* **Prompt**
Leave out the pictures and restate the rest of the data exactly.

* **Records shown**
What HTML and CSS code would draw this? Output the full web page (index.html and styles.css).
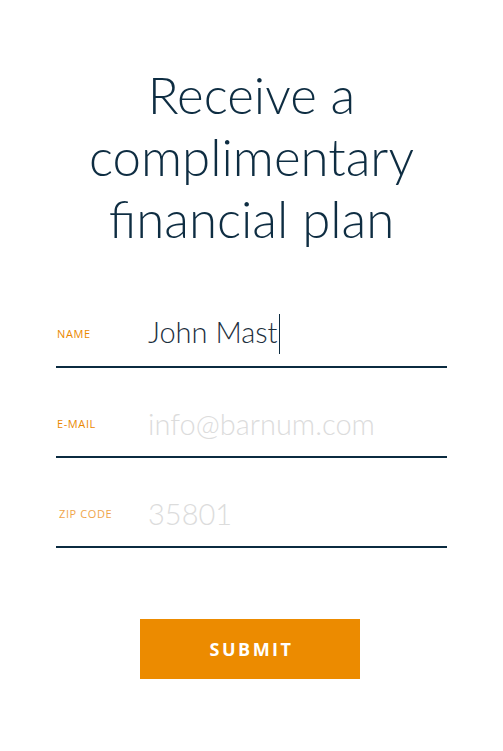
FILE: index.html
```html
<!DOCTYPE html>
<html>
<head>
<meta charset="utf-8">
<link rel="stylesheet" href="styles.css">
</head>
<body>
<main class="page">
  <h1 class="title">Receive a<br>complimentary<br>financial plan</h1>
  <form class="form">
    <label class="row">
      <span class="label">NAME</span>
      <span class="value">John Mast<span class="caret"></span></span>
    </label>
    <label class="row">
      <span class="label">E-MAIL</span>
      <span class="value placeholder">info@barnum.com</span>
    </label>
    <label class="row">
      <span class="label label-zip">ZIP CODE</span>
      <span class="value placeholder">35801</span>
    </label>
    <div class="actions">
      <button type="button" class="submit">SUBMIT</button>
    </div>
  </form>
</main>
</body>
</html>
```

FILE: styles.css
```css
html, body {
  margin: 0;
  padding: 0;
  background: #ffffff;
}
.page {
  width: 503px;
  min-height: 751px;
  display: flex;
  flex-direction: column;
  align-items: center;
}
.title {
  margin: 64px 0 0 0;
  font-family: Lato, "Open Sans", sans-serif;
  font-weight: 300;
  font-size: 51px;
  line-height: 62px;
  color: #0e2d42;
  text-align: center;
  letter-spacing: 0;
}
.form {
  width: 391px;
  margin-top: 28px;
  display: flex;
  flex-direction: column;
}
.row {
  height: 76px;
  border-bottom: 2px solid #0b2b40;
  display: grid;
  grid-template-columns: 92px 1fr;
  align-items: end;
  padding-bottom: 12px;
  box-sizing: content-box;
}
.label {
  font-family: "Open Sans", sans-serif;
  font-size: 11px;
  letter-spacing: 0.6px;
  color: #ea8800;
  padding-left: 1px;
  padding-bottom: 13px;
}
.label-zip { color: #f0a54a; padding-left: 3px; }
.value {
  font-family: Lato, "Open Sans", sans-serif;
  font-weight: 300;
  font-size: 29px;
  line-height: 40px;
  color: #1c2f3d;
}
.placeholder { color: #dcdcdc; }
.caret {
  display: inline-block;
  width: 1px;
  height: 40px;
  background: #0e2d42;
  vertical-align: -11px;
  margin-left: 1px;
}
.actions {
  display: flex;
  justify-content: center;
  padding-right: 3px;
  margin-top: 71px;
}
.submit {
  width: 220px;
  height: 60px;
  border: none;
  background: #ec8b00;
  color: #ffffff;
  font-family: "Open Sans", sans-serif;
  font-weight: 700;
  font-size: 18px;
  letter-spacing: 2.5px;
  padding: 0 0 0 3px;
}
```
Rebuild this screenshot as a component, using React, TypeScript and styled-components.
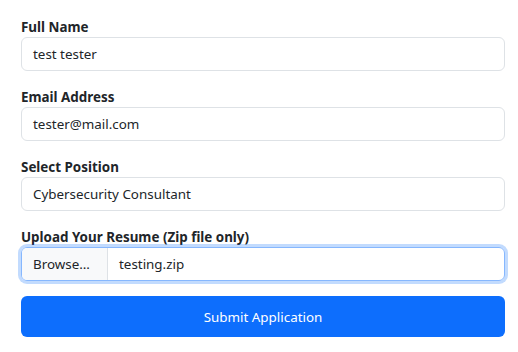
import styled, { createGlobalStyle } from "styled-components";

const GlobalStyle = createGlobalStyle`
  body {
    margin: 0;
    background: #ffffff;
    font-family: "Noto Sans", "Open Sans", sans-serif;
    color: #212529;
  }
`;

const Form = styled.form`
  width: 484px;
  padding: 16px 0 0 21px;
  display: flex;
  flex-direction: column;
`;

const Group = styled.div`
  display: flex;
  flex-direction: column;
  margin-bottom: 15px;
`;

const Label = styled.label`
  display: block;
  height: 21px;
  padding-top: 1px;
  box-sizing: border-box;
  font-size: 13.4px;
  font-weight: 700;
  line-height: 21px;
`;

const Field = styled.div`
  height: 34px;
  box-sizing: border-box;
  border: 1px solid #dee2e6;
  border-radius: 6px;
  display: flex;
  align-items: center;
  padding: 0 11px;
  font-size: 13.4px;
  background: #ffffff;
`;

const FileField = styled.div`
  height: 34px;
  box-sizing: border-box;
  border: 1px solid #86b7fe;
  border-radius: 6px;
  box-shadow: 0 0 0 3px rgba(13, 110, 253, 0.25);
  display: flex;
  align-items: stretch;
  font-size: 13.4px;
  overflow: hidden;
`;

const Browse = styled.div`
  background: #f8f9fa;
  border-right: 1px solid #dee2e6;
  display: flex;
  align-items: center;
  padding: 0 11px;
  width: 63px;
`;

const FileName = styled.div`
  display: flex;
  align-items: center;
  padding: 0 11px;
`;

const Submit = styled.button`
  height: 41px;
  border: none;
  border-radius: 6px;
  background: #0d6efd;
  color: #ffffff;
  font-family: "Noto Sans", "Open Sans", sans-serif;
  font-size: 13.4px;
`;

const fields = [
  { label: "Full Name", value: "test tester" },
  { label: "Email Address", value: "tester@mail.com" },
  { label: "Select Position", value: "Cybersecurity Consultant" },
];

export default function App() {
  return (
    <>
      <GlobalStyle />
      <Form onSubmit={(e) => e.preventDefault()}>
        {fields.map((f) => (
          <Group key={f.label}>
            <Label>{f.label}</Label>
            <Field>{f.value}</Field>
          </Group>
        ))}
        <Group>
          <Label>Upload Your Resume (Zip file only)</Label>
          <FileField>
            <Browse>Browse…</Browse>
            <FileName>testing.zip</FileName>
          </FileField>
        </Group>
        <Submit type="submit">Submit Application</Submit>
      </Form>
    </>
  );
}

* **Result of the exercise**
What HTML and CSS code would draw this? Output the full web page (index.html and styles.css).
FILE: index.html
```html
<!DOCTYPE html>
<html>
<head>
<meta charset="utf-8">
<link rel="stylesheet" href="styles.css">
</head>
<body>
<main class="page">
  <h1 class="title">Receive a<br>complimentary<br>financial plan</h1>
  <form class="form">
    <label class="row">
      <span class="label">NAME</span>
      <span class="value">John Mast<span class="caret"></span></span>
    </label>
    <label class="row">
      <span class="label">E-MAIL</span>
      <span class="value placeholder">info@barnum.com</span>
    </label>
    <label class="row">
      <span class="label label-zip">ZIP CODE</span>
      <span class="value placeholder">35801</span>
    </label>
    <div class="actions">
      <button type="button" class="submit">SUBMIT</button>
    </div>
  </form>
</main>
</body>
</html>
```

FILE: styles.css
```css
html, body {
  margin: 0;
  padding: 0;
  background: #ffffff;
}
.page {
  width: 503px;
  min-height: 751px;
  display: flex;
  flex-direction: column;
  align-items: center;
}
.title {
  margin: 64px 0 0 0;
  font-family: Lato, "Open Sans", sans-serif;
  font-weight: 300;
  font-size: 51px;
  line-height: 62px;
  color: #0e2d42;
  text-align: center;
  letter-spacing: 0;
}
.form {
  width: 391px;
  margin-top: 28px;
  display: flex;
  flex-direction: column;
}
.row {
  height: 76px;
  border-bottom: 2px solid #0b2b40;
  display: grid;
  grid-template-columns: 92px 1fr;
  align-items: end;
  padding-bottom: 12px;
  box-sizing: content-box;
}
.label {
  font-family: "Open Sans", sans-serif;
  font-size: 11px;
  letter-spacing: 0.6px;
  color: #ea8800;
  padding-left: 1px;
  padding-bottom: 13px;
}
.label-zip { color: #f0a54a; padding-left: 3px; }
.value {
  font-family: Lato, "Open Sans", sans-serif;
  font-weight: 300;
  font-size: 29px;
  line-height: 40px;
  color: #1c2f3d;
}
.placeholder { color: #dcdcdc; }
.caret {
  display: inline-block;
  width: 1px;
  height: 40px;
  background: #0e2d42;
  vertical-align: -11px;
  margin-left: 1px;
}
.actions {
  display: flex;
  justify-content: center;
  padding-right: 3px;
  margin-top: 71px;
}
.submit {
  width: 220px;
  height: 60px;
  border: none;
  background: #ec8b00;
  color: #ffffff;
  font-family: "Open Sans", sans-serif;
  font-weight: 700;
  font-size: 18px;
  letter-spacing: 2.5px;
  padding: 0 0 0 3px;
}
```
Rebuild this screenshot as a component, using React, TypeScript and styled-components.
import styled, { createGlobalStyle } from "styled-components";

const GlobalStyle = createGlobalStyle`
  body {
    margin: 0;
    background: #ffffff;
    font-family: "Noto Sans", "Open Sans", sans-serif;
    color: #212529;
  }
`;

const Form = styled.form`
  width: 484px;
  padding: 16px 0 0 21px;
  display: flex;
  flex-direction: column;
`;

const Group = styled.div`
  display: flex;
  flex-direction: column;
  margin-bottom: 15px;
`;

const Label = styled.label`
  display: block;
  height: 21px;
  padding-top: 1px;
  box-sizing: border-box;
  font-size: 13.4px;
  font-weight: 700;
  line-height: 21px;
`;

const Field = styled.div`
  height: 34px;
  box-sizing: border-box;
  border: 1px solid #dee2e6;
  border-radius: 6px;
  display: flex;
  align-items: center;
  padding: 0 11px;
  font-size: 13.4px;
  background: #ffffff;
`;

const FileField = styled.div`
  height: 34px;
  box-sizing: border-box;
  border: 1px solid #86b7fe;
  border-radius: 6px;
  box-shadow: 0 0 0 3px rgba(13, 110, 253, 0.25);
  display: flex;
  align-items: stretch;
  font-size: 13.4px;
  overflow: hidden;
`;

const Browse = styled.div`
  background: #f8f9fa;
  border-right: 1px solid #dee2e6;
  display: flex;
  align-items: center;
  padding: 0 11px;
  width: 63px;
`;

const FileName = styled.div`
  display: flex;
  align-items: center;
  padding: 0 11px;
`;

const Submit = styled.button`
  height: 41px;
  border: none;
  border-radius: 6px;
  background: #0d6efd;
  color: #ffffff;
  font-family: "Noto Sans", "Open Sans", sans-serif;
  font-size: 13.4px;
`;

const fields = [
  { label: "Full Name", value: "test tester" },
  { label: "Email Address", value: "tester@mail.com" },
  { label: "Select Position", value: "Cybersecurity Consultant" },
];

export default function App() {
  return (
    <>
      <GlobalStyle />
      <Form onSubmit={(e) => e.preventDefault()}>
        {fields.map((f) => (
          <Group key={f.label}>
            <Label>{f.label}</Label>
            <Field>{f.value}</Field>
          </Group>
        ))}
        <Group>
          <Label>Upload Your Resume (Zip file only)</Label>
          <FileField>
            <Browse>Browse…</Browse>
            <FileName>testing.zip</FileName>
          </FileField>
        </Group>
        <Submit type="submit">Submit Application</Submit>
      </Form>
    </>
  );
}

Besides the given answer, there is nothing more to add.